Cash allowed that Gomez has been "outstanding" in the clubhouse.
"[Kevin Kiermaier] said the other day how awesome he's been," Cash said. "I mean, you see him, you can't knock the smile off his face. He's always in a good mood. I walked in this morning with him from the parking lot, and he's ready to go.
"I talked to him about his comfort. Where he hits in the lineup. Where he's hit in the past ... back and forth, and he's basically said put me wherever, I'm good. ... Once we get the 2018 season underway he's going to help us in many ways." (Chastain - mlb.com - 3/14/18)

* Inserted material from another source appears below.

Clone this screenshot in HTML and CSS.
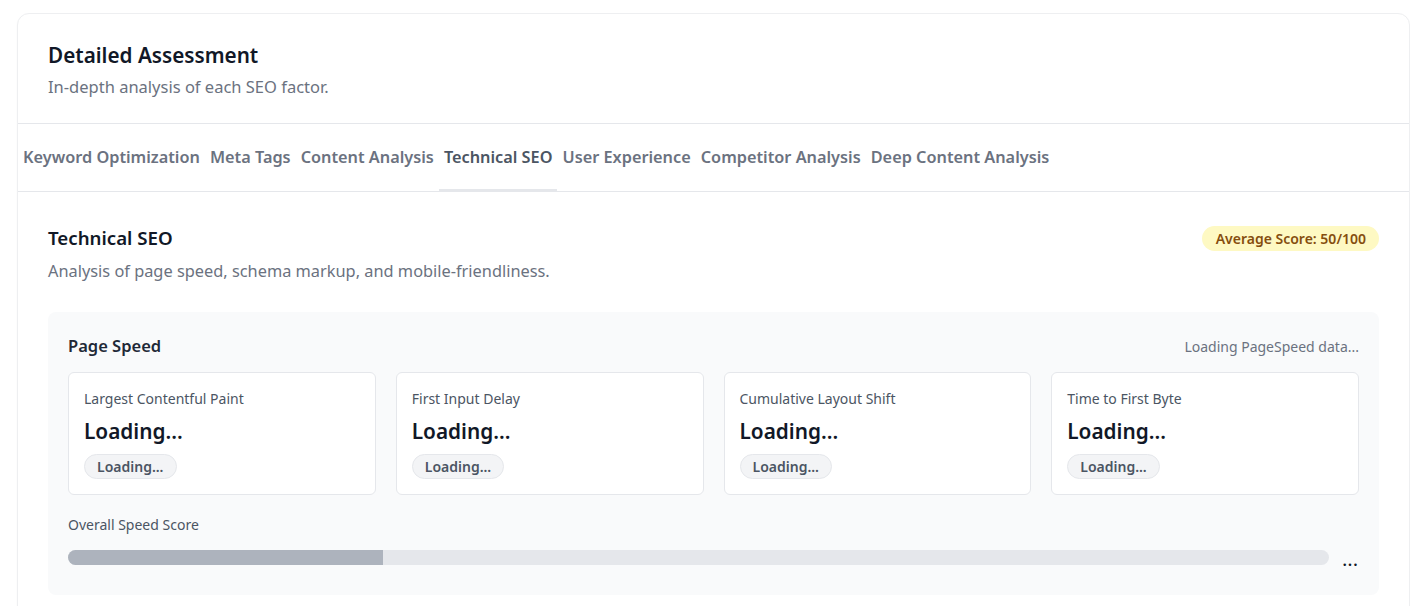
FILE: index.html
```html
<!DOCTYPE html>
<html lang="en">
<head>
<meta charset="utf-8">
<title>Detailed Assessment</title>
<link rel="stylesheet" href="styles.css">
</head>
<body>
<div class="card">
  <div class="card-header">
    <h2 class="title">Detailed Assessment</h2>
    <p class="subtitle">In-depth analysis of each SEO factor.</p>
  </div>
  <div class="tabs">
    <button class="tab">Keyword Optimization</button>
    <button class="tab">Meta Tags</button>
    <button class="tab">Content Analysis</button>
    <button class="tab active">Technical SEO</button>
    <button class="tab">User Experience</button>
    <button class="tab">Competitor Analysis</button>
    <button class="tab">Deep Content Analysis</button>
  </div>
  <div class="content">
    <div class="section-head">
      <h3 class="section-title">Technical SEO</h3>
      <span class="badge">Average Score: 50/100</span>
    </div>
    <p class="section-desc">Analysis of page speed, schema markup, and mobile-friendliness.</p>
    <div class="panel">
      <div class="panel-head">
        <h4 class="panel-title">Page Speed</h4>
        <span class="panel-note">Loading PageSpeed data...</span>
      </div>
      <div class="metrics">
        <div class="metric">
          <div class="metric-label">Largest Contentful Paint</div>
          <div class="metric-value">Loading...</div>
          <span class="pill">Loading...</span>
        </div>
        <div class="metric">
          <div class="metric-label">First Input Delay</div>
          <div class="metric-value">Loading...</div>
          <span class="pill">Loading...</span>
        </div>
        <div class="metric">
          <div class="metric-label">Cumulative Layout Shift</div>
          <div class="metric-value">Loading...</div>
          <span class="pill">Loading...</span>
        </div>
        <div class="metric">
          <div class="metric-label">Time to First Byte</div>
          <div class="metric-value">Loading...</div>
          <span class="pill">Loading...</span>
        </div>
      </div>
      <div class="overall-label">Overall Speed Score</div>
      <div class="overall-row">
        <div class="track"><div class="fill" style="width:25%"></div></div>
        <span class="overall-value">...</span>
      </div>
    </div>
  </div>
</div>
</body>
</html>
```

FILE: styles.css
```css
* { box-sizing: border-box; }
body {
  margin: 0;
  padding: 13px 0 0 17px;
  background: #ffffff;
  font-family: "Noto Sans", "Open Sans", sans-serif;
  color: #111827;
}
.card {
  background: #fff;
  border: 1px solid #eeeff1;
  border-radius: 12px;
  box-shadow: 0 1px 2px rgba(0,0,0,0.03);
}
.card-header {
  padding: 27px 30px 24px;
  border-bottom: 1px solid #e5e7eb;
}
.title {
  margin: 0;
  font-size: 20.7px;
  font-weight: 600;
  line-height: 28px;
  color: #111827;
}
.subtitle {
  margin: 6px 0 0;
  font-size: 16.5px;
  line-height: 24px;
  color: #6b7280;
}
.tabs {
  display: flex;
  padding: 0;
  border-bottom: 1px solid #e5e7eb;
  height: 68px;
  align-items: stretch;
}
.tab {
  border: 0;
  background: none;
  font-family: inherit;
  font-size: 16.3px;
  font-weight: 600;
  color: #6b7280;
  padding: 0 5px;
  margin-bottom: -1px;
  border-bottom: 3px solid transparent;
  cursor: pointer;
}
.tab.active {
  color: #4b5563;
  border-bottom-color: #e5e7eb;
}
.content {
  padding: 32px 30px 40px;
}
.section-head {
  display: flex;
  justify-content: space-between;
  align-items: center;
}
.section-title {
  margin: 0;
  font-size: 18.7px;
  font-weight: 600;
  line-height: 28px;
  color: #111827;
}
.badge {
  background: #fef9c3;
  color: #854d0e;
  font-size: 14px;
  font-weight: 600;
  line-height: 20px;
  padding: 3px 13px 2px 14px;
  border-radius: 9999px;
}
.section-desc {
  margin: 7px 0 0;
  font-size: 16.35px;
  line-height: 24px;
  color: #6b7280;
}
.panel {
  margin-top: 29px;
  background: #f9fafb;
  border-radius: 8px;
  padding: 22px 20px 24px;
}
.panel-head {
  display: flex;
  justify-content: space-between;
  align-items: center;
}
.panel-title {
  margin: 0;
  font-size: 16.5px;
  font-weight: 600;
  line-height: 24px;
  color: #1f2937;
}
.panel-note {
  font-size: 14px;
  color: #6b7280;
}
.metrics {
  margin-top: 14px;
  display: grid;
  grid-template-columns: repeat(4, 1fr);
  gap: 20px;
}
.metric {
  display: flex;
  flex-direction: column;
  align-items: flex-start;
  background: #fff;
  border: 1px solid #e5e7eb;
  border-radius: 6px;
  padding: 16px 15px 15px;
}
.metric-label {
  font-size: 14px;
  line-height: 20px;
  color: #4b5563;
}
.metric-value {
  margin-top: 8px;
  font-size: 20.8px;
  font-weight: 600;
  line-height: 28px;
  color: #111827;
}
.pill {
  display: block;
  margin-top: 9px;
  font-size: 14px;
  font-weight: 600;
  line-height: 21px;
  padding: 1px 12px;
  border: 1px solid #e5e7eb;
  background: #f3f4f6;
  color: #4b5563;
  border-radius: 9999px;
}
.overall-label {
  margin-top: 20px;
  font-size: 14px;
  line-height: 20px;
  color: #4b5563;
}
.overall-row {
  margin-top: 8px;
  display: flex;
  align-items: center;
  gap: 14px;
}
.track {
  flex: 1;
  height: 15px;
  background: #e5e7eb;
  border-radius: 9999px;
  overflow: hidden;
}
.fill {
  height: 100%;
  background: #adb3bd;
}
.overall-value {
  font-size: 14px;
  font-weight: 700;
  line-height: 20px;
  letter-spacing: 1.5px;
  color: #111827;
  padding-top: 8px;
}
```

2002: Gomez signed with the Mets out of the Dominican Republic when he was only 16 years old. Eddy Toledo was the scout who signed him.
February 1, 2008: The Twins sent P Johan Santana to the Mets, acquiring Gomez and righthanded pitchers Philip Humber, Kevin Mulvey, and Deolis Guerra.
- November 6, 2009: The Brewers sent INF J.J. Hardy to the Twins, acquiring Carlos.
December 19, 2010: Gomez and the Brewers avoided salary arbitration, agreeing on a $1.5 million contract for 2010.
January 12, 2012: Carlos and the Brewers agreed to a one-year deal worth $1,962,500, avoiding salary arbitration. In addition to Gomez's base salary, he can earn $25,000 each for 450, 475, 500, and 525 plate appearances. (His performance bonuses are the same as they were in 2011. But neither year did he make it to 450 plate appearances.)
March 13, 2013: Gomez and the Brewers agreed on a four-year, $28.3 million contract. Carlos would have been eligible for free agency after this season. He agreed to a one-year, $4.3 million deal in January, and the new contract includes salaries of $7 million in 2014, $8 million in 2015, and $9 million in 2016.
July 30, 2015: The Brewers sent Carlos Gomez and Mike Fiers to Houston in exchange for four prospects and international signing slot No. 76. The Astros sent the Brewers: RHP Adrian Houser, OF Brett Phillips, RF Domingo Santana and LHP Josh Hader.
- Aug 20, 2016: The Rangers signed free agent Gomez.
Nov 3, 2016: Gomez chose free agency.
Dec 13, 2016: The Rangers signed free agent Gomez.
Nov 2, 2017: Carlos elected free agency.
- Feb. 22, 2018: The Rays signed Gomez on an incentive-laden one-year, $4 million deal.